▶ Work required
Report every line in the listing that contains the string "Write".
-- begin --
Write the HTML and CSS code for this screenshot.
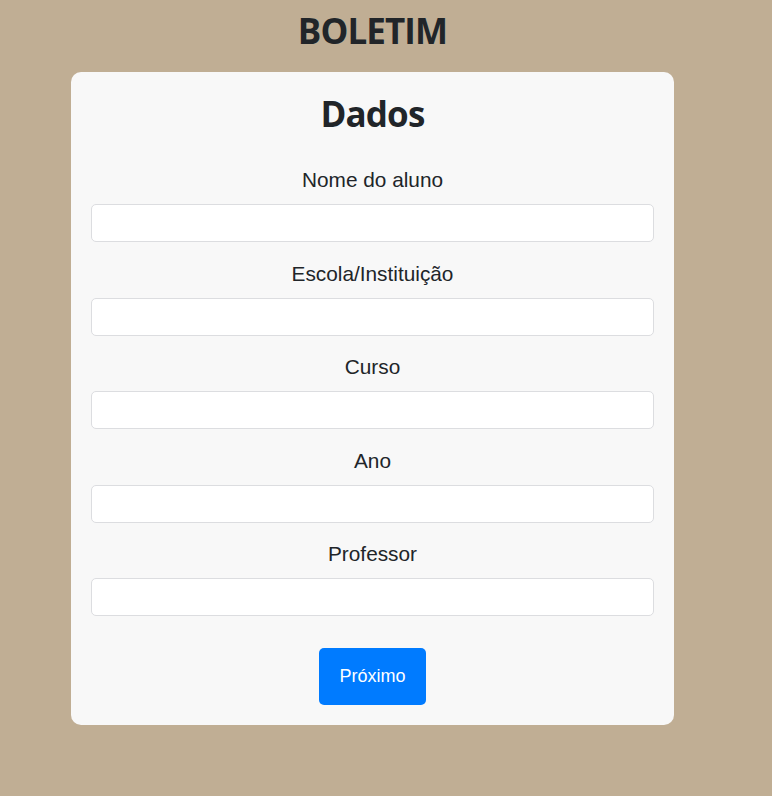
FILE: index.html
```html
<!DOCTYPE html>
<html lang="pt-BR">
<head>
<meta charset="utf-8">
<title>Boletim</title>
<link rel="stylesheet" href="styles.css">
</head>
<body>
<main class="page">
  <h1 class="title">BOLETIM</h1>
  <form class="card">
    <h2 class="card-title">Dados</h2>
    <div class="field">
      <label class="label" for="nome">Nome do aluno</label>
      <input class="input" id="nome" type="text">
    </div>
    <div class="field">
      <label class="label" for="escola">Escola/Instituição</label>
      <input class="input" id="escola" type="text">
    </div>
    <div class="field">
      <label class="label" for="curso">Curso</label>
      <input class="input" id="curso" type="text">
    </div>
    <div class="field">
      <label class="label" for="ano">Ano</label>
      <input class="input" id="ano" type="text">
    </div>
    <div class="field">
      <label class="label" for="prof">Professor</label>
      <input class="input" id="prof" type="text">
    </div>
    <div class="actions">
      <button class="btn" type="button">Próximo</button>
    </div>
  </form>
</main>
</body>
</html>
```
FILE: styles.css
```css
html, body {
  margin: 0;
  padding: 0;
}
body {
  background: #c0ae94;
  color: #212529;
  font-family: "Liberation Sans", Arial, sans-serif;
  min-height: 796px;
}
.page {
  width: 603px;
  margin-left: 71px;
  display: flex;
  flex-direction: column;
}
.title, .card-title {
  font-family: "Open Sans", "Noto Sans", sans-serif;
  font-weight: 700;
  font-size: 35px;
  line-height: 42px;
  letter-spacing: -0.9px;
  text-align: center;
  color: #212529;
  margin: 0;
}
.title {
  margin-top: 10px;
  margin-bottom: 20px;
}
.card {
  background: #f8f8f8;
  border-radius: 10px;
  padding: 21px 20px 20px;
  display: flex;
  flex-direction: column;
}
.card-title {
  margin-bottom: 29px;
}
.field {
  display: flex;
  flex-direction: column;
  margin-bottom: 15.5px;
}
.label {
  font-size: 20.8px;
  line-height: 30px;
  text-align: center;
  padding-top: 1px;
  margin-bottom: 9px;
}
.input {
  box-sizing: border-box;
  height: 38px;
  width: 100%;
  border: 1px solid #dcdde0;
  border-radius: 5px;
  background: #fff;
  margin: 0;
  padding: 6px 12px;
  font-size: 16px;
  font-family: inherit;
}
.actions {
  display: flex;
  justify-content: center;
  margin-top: 16.5px;
}
.btn {
  background: #007bff;
  color: #fff;
  border: none;
  border-radius: 5px;
  font-family: "Liberation Sans", Arial, sans-serif;
  font-size: 18px;
  line-height: 21px;
  padding: 18px 20.5px;
  cursor: pointer;
}
```
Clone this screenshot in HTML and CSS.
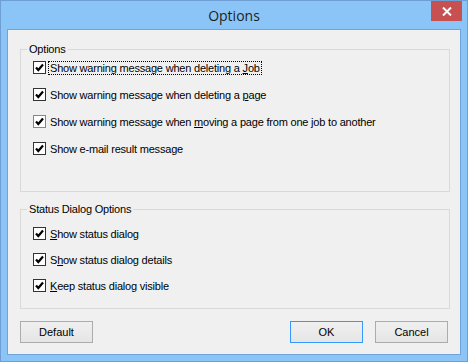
FILE: index.html
```html
<!DOCTYPE html>
<html lang="en">
<head>
  <meta charset="UTF-8">
  <title>Options</title>
  <link rel="stylesheet" href="styles.css">
</head>
<body>

  <div class="window">
    <div class="titlebar">
      <span class="title">Options</span>
      <button class="close" aria-label="Close">
        <svg width="10" height="9" viewBox="0 0 10 9"><path d="M1 0.5 L9 8.5 M9 0.5 L1 8.5" stroke="#fff" stroke-width="2" fill="none"/></svg>
      </button>
    </div>

    <div class="client">
      <fieldset class="group group-options">
        <legend>Options</legend>
        <div class="row">
          <span class="check"></span>
          <span class="label focus">Show warning message when deleting a <u>J</u>ob</span>
        </div>
        <div class="row">
          <span class="check"></span>
          <span class="label">Show warning message when deleting a <u>p</u>age</span>
        </div>
        <div class="row">
          <span class="check hover"></span>
          <span class="label">Show warning message when <u>m</u>oving a page from one job to another</span>
        </div>
        <div class="row">
          <span class="check"></span>
          <span class="label">Show e-mail result message</span>
        </div>
      </fieldset>

      <fieldset class="group group-status">
        <legend>Status Dialog Options</legend>
        <div class="row">
          <span class="check"></span>
          <span class="label"><u>S</u>how status dialog</span>
        </div>
        <div class="row">
          <span class="check"></span>
          <span class="label">S<u>h</u>ow status dialog details</span>
        </div>
        <div class="row row-wide">
          <span class="check"></span>
          <span class="label"><u>K</u>eep status dialog visible</span>
        </div>
      </fieldset>

      <div class="buttons">
        <button class="btn">Default</button>
        <div class="spacer"></div>
        <button class="btn btn-default">OK</button>
        <button class="btn">Cancel</button>
      </div>
    </div>
  </div>

</body>
</html>
```

FILE: styles.css
```css
body {
  margin: 0;
  font-family: "Liberation Sans", Arial, sans-serif;
  font-size: 11px;
  color: #000;
}

.window {
  width: 468px;
  height: 362px;
  box-sizing: border-box;
  border: 1px solid #6f9fd2;
  background-color: #8bc5f7;
  padding: 0 6px 6px 6px;
}

.titlebar {
  position: relative;
  height: 28px;
  display: flex;
  justify-content: center;
  align-items: center;
}

.title {
  font-family: "Open Sans", "Noto Sans", sans-serif;
  font-size: 14px;
  color: #1e1e1e;
  margin-top: 1px;
}

.close {
  position: absolute;
  top: 0;
  right: -1px;
  width: 31px;
  height: 20px;
  border: none;
  padding: 0;
  background-color: #c75050;
  display: flex;
  justify-content: center;
  align-items: center;
}

.client {
  height: 326px;
  box-sizing: border-box;
  border: 1px solid #70a3d8;
  background-color: #f0f0f0;
  padding: 13px 10px 0 12px;
}

.group {
  margin: 0;
  padding: 0 0 0 12px;
  border: 1px solid #d9d9d9;
  min-inline-size: 0;
}

.group legend {
  margin-left: -6px;
  padding: 0 2px;
  line-height: 13px;
  letter-spacing: -0.2px;
}

.group-options {
  height: 149px;
  box-sizing: border-box;
  padding-top: 5px;
}

.group-status {
  margin-top: 11px;
  height: 106px;
  box-sizing: border-box;
  padding-top: 11px;
}

.row {
  display: flex;
  align-items: center;
  height: 13px;
  margin-bottom: 14px;
}

.group-status .row {
  margin-bottom: 13px;
}

.group-status .row-wide {
  margin-top: 4px;
}

.check {
  width: 13px;
  height: 13px;
  box-sizing: border-box;
  border: 1px solid #333;
  background-color: #fff;
  background-image: url("data:image/svg+xml,%3Csvg xmlns='http://www.w3.org/2000/svg' width='11' height='11' viewBox='0 0 11 11'%3E%3Cpath d='M2 5.5 L4.3 8 L9 2.5' stroke='%23000' stroke-width='2.2' fill='none'/%3E%3C/svg%3E");
  background-repeat: no-repeat;
  flex-shrink: 0;
}

.check.hover {
  border-color: #3399ff;
}

.label {
  margin-left: 2px;
  padding: 0 1px;
  line-height: 12px;
  letter-spacing: -0.2px;
  border: 1px dotted transparent;
  white-space: nowrap;
}

.label.focus {
  border-color: #000;
}

.buttons {
  display: flex;
  margin-top: 12px;
  padding-right: 2px;
}

.spacer {
  flex: 1;
}

.btn {
  width: 73px;
  height: 22px;
  margin: 0;
  padding: 0;
  font-family: "Liberation Sans", Arial, sans-serif;
  font-size: 11px;
  color: #000;
  border: 1px solid #acacac;
  background: linear-gradient(#f0f0f0, #e5e5e5);
}

.btn-default {
  border-color: #3399ff;
  margin-right: 12px;
}
```
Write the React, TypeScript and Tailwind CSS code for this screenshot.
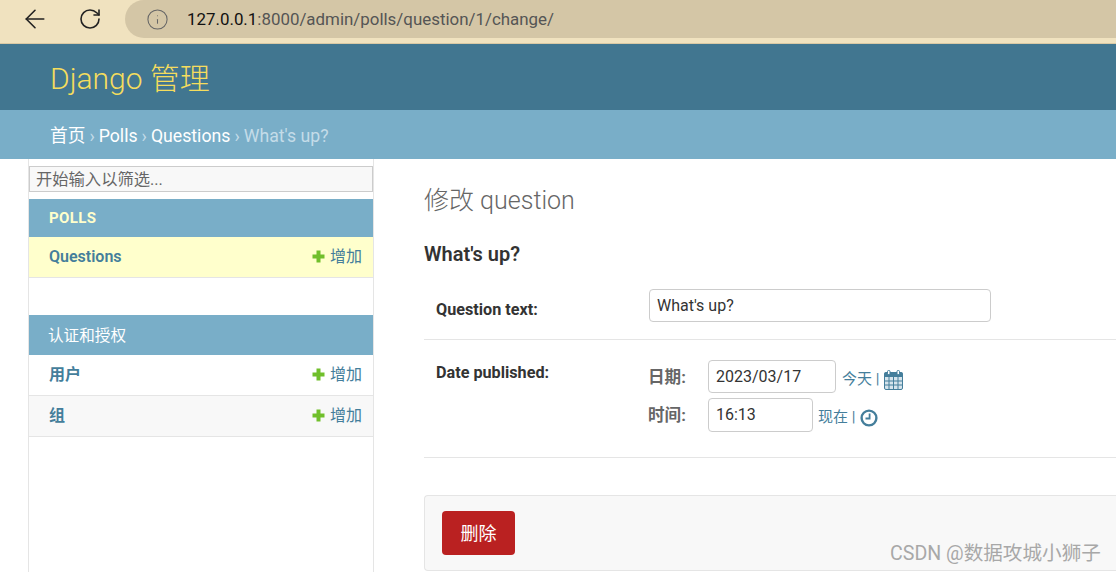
import { ArrowLeft, RotateCw, Info } from "lucide-react";

const font = { fontFamily: 'Roboto, "Noto Sans CJK SC", sans-serif' };

function AddLink() {
  return (
    <span className="flex items-center gap-[5px] text-[16px] text-[#447e9b]">
      <svg width="13" height="13" viewBox="0 0 13 13" className="mb-[2px]">
        <path d="M4.5 0.5h4v4h4v4h-4v4h-4v-4h-4v-4h4z" fill="#70bf2b" />
      </svg>
      增加
    </span>
  );
}

function ModelRow({ name, className }: { name: string; className: string }) {
  return (
    <div className={`flex items-center justify-between border-b border-[#e5e5e5] pl-5 pr-[11px] ${className}`}>
      <span className="text-[16px] font-semibold text-[#447e9b]">{name}</span>
      <AddLink />
    </div>
  );
}

function Sidebar() {
  return (
    <aside className="ml-[28px] flex w-[346px] shrink-0 flex-col border-x border-[#e5e5e5] pt-[7px]">
      <div className="flex h-[26px] items-center border border-[#cccccc] bg-[#f8f8f8] pl-[6px] pt-[2px] text-[16.3px] text-[#666]">
        开始输入以筛选...
      </div>
      <div className="mt-[7px] flex h-[38px] items-center bg-[#79aec8] pl-5 text-[15px] font-bold tracking-[0.4px] text-[#ffffcc]">
        POLLS
      </div>
      <ModelRow name="Questions" className="h-[41px] bg-[#ffffcc]" />
      <div className="mt-[37px] flex h-[40px] items-center bg-[#79aec8] pl-[19px] pt-[3px] text-[15.6px] text-white">
        认证和授权
      </div>
      <ModelRow name="用户" className="h-[41px] bg-white" />
      <ModelRow name="组" className="h-[41px] bg-[#f8f8f8]" />
    </aside>
  );
}

function CalendarIcon() {
  return (
    <svg width="19" height="20" viewBox="0 0 19 20" className="ml-[5px]">
      <rect x="0.5" y="2.5" width="18" height="17" rx="1.5" fill="#d6e4ec" stroke="#447e9b" />
      <rect x="0.5" y="2.5" width="18" height="4.5" fill="#447e9b" />
      <rect x="3.5" y="0.5" width="2.5" height="4" rx="1" fill="#fff" stroke="#447e9b" />
      <rect x="13" y="0.5" width="2.5" height="4" rx="1" fill="#fff" stroke="#447e9b" />
      <path d="M1 11h17M1 15h17M5 7v12M9.5 7v12M14 7v12" stroke="#447e9b" strokeWidth="1" />
    </svg>
  );
}

function ClockIcon() {
  return (
    <svg width="18" height="18" viewBox="0 0 18 18" className="ml-[5px] mt-[2px]">
      <circle cx="9" cy="9" r="7.4" fill="#fff" stroke="#447e9b" strokeWidth="2.4" />
      <path d="M9.6 4.5v5H5.5" fill="none" stroke="#447e9b" strokeWidth="1.8" />
    </svg>
  );
}

function Main() {
  return (
    <main className="ml-[50px] flex-1 pt-[26px]">
      <h1 className="text-[25px] font-light leading-[32px] text-[#666]">修改 question</h1>
      <h2 className="mt-[23px] text-[20px] font-semibold leading-[28px] text-[#333]">What's up?</h2>

      <div className="mt-[6px] flex h-[66px] border-b border-[#e5e5e5] pl-3">
        <div className="w-[213px] pt-[26px] text-[16.2px] font-bold leading-[20px] text-[#333]">Question text:</div>
        <div className="pt-[15px]">
          <div className="flex h-[33px] w-[342px] items-center rounded border border-[#cccccc] pl-[7px] text-[16px] text-[#333]">
            What's up?
          </div>
        </div>
      </div>

      <div className="flex h-[118px] border-b border-[#e5e5e5] pl-3">
        <div className="w-[213px] pt-[23px] text-[16.2px] font-bold leading-[20px] text-[#333]">Date published:</div>
        <div className="flex flex-col gap-[5px] pt-[20px] text-[15px] text-[#447e9b]">
          <div className="flex h-[33px] items-center">
            <span className="-ml-[1px] mt-[4px] w-[60px] text-[16.6px] font-bold text-[#666]">日期:</span>
            <div className="flex h-[33px] w-[128px] items-center rounded border border-[#cccccc] pl-[7px] text-[16px] text-[#333]">
              2023/03/17
            </div>
            <span className="ml-[6px] mt-[6px] flex items-center">今天 | <CalendarIcon /></span>
          </div>
          <div className="flex h-[34px] items-center">
            <span className="-ml-[1px] mt-[2px] w-[60px] text-[16.6px] font-bold text-[#666]">时间:</span>
            <div className="flex h-[34px] w-[105px] items-center rounded border border-[#cccccc] pl-[7px] text-[16px] text-[#333]">
              16:13
            </div>
            <span className="ml-[5px] mt-[4px] flex items-center">现在 | <ClockIcon /></span>
          </div>
        </div>
      </div>

      <div className="mt-[37px] flex h-[76px] items-center rounded-l border border-r-0 border-[#e5e5e5] bg-[#f8f8f8] pl-[17px]">
        <div className="flex h-[44px] w-[73px] items-center justify-center rounded bg-[#ba2121] text-[18px] text-white">
          删除
        </div>
      </div>
    </main>
  );
}

export default function App() {
  return (
    <div className="relative h-[572px] w-[1116px] overflow-hidden bg-white" style={font}>
      <div className="flex h-[44px] items-start border-b border-[#d9c9a5] bg-[#f0e2bf]">
        <ArrowLeft size={30} strokeWidth={1.3} className="ml-[20px] mt-[4px] text-[#222]" />
        <RotateCw size={24} strokeWidth={1.6} className="ml-[28px] mt-[7px] text-[#222]" />
        <div className="ml-[23px] flex h-[38px] flex-1 items-center rounded-l-[19px] bg-[#d4c6a6] pl-[21px]">
          <Info size={23} strokeWidth={1.1} className="text-[#666]" />
          <span className="ml-[18px] mt-[1px] text-[16.9px] text-[#555]">
            <span className="text-[#111]">127.0.0.1</span>:8000/admin/polls/question/1/change/
          </span>
        </div>
      </div>

      <div className="flex h-[66px] items-center bg-[#417690] pl-[50px] pt-[2px] text-[30px] font-light text-[#f5dd5d]">
        Django 管理
      </div>

      <div className="flex h-[49px] items-center bg-[#79aec8] pl-[50px] pt-[4px] text-[17.7px] text-[#c4dce8]">
        <span className="text-white">首页</span>
        <span className="mx-[4px]">›</span>
        <span className="text-white">Polls</span>
        <span className="mx-[4px]">›</span>
        <span className="text-white">Questions</span>
        <span className="mx-[4px]">›</span>
        <span>What's up?</span>
      </div>

      <div className="flex h-[413px]">
        <Sidebar />
        <Main />
      </div>

      <span className="absolute left-[890px] top-[539px] text-[19.6px] text-[#a8a8a8]">CSDN @数据攻城小狮子</span>
    </div>
  );
}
-- end --
▶ Written answer
Write the HTML and CSS code for this screenshot.
Write the React, TypeScript and Tailwind CSS code for this screenshot.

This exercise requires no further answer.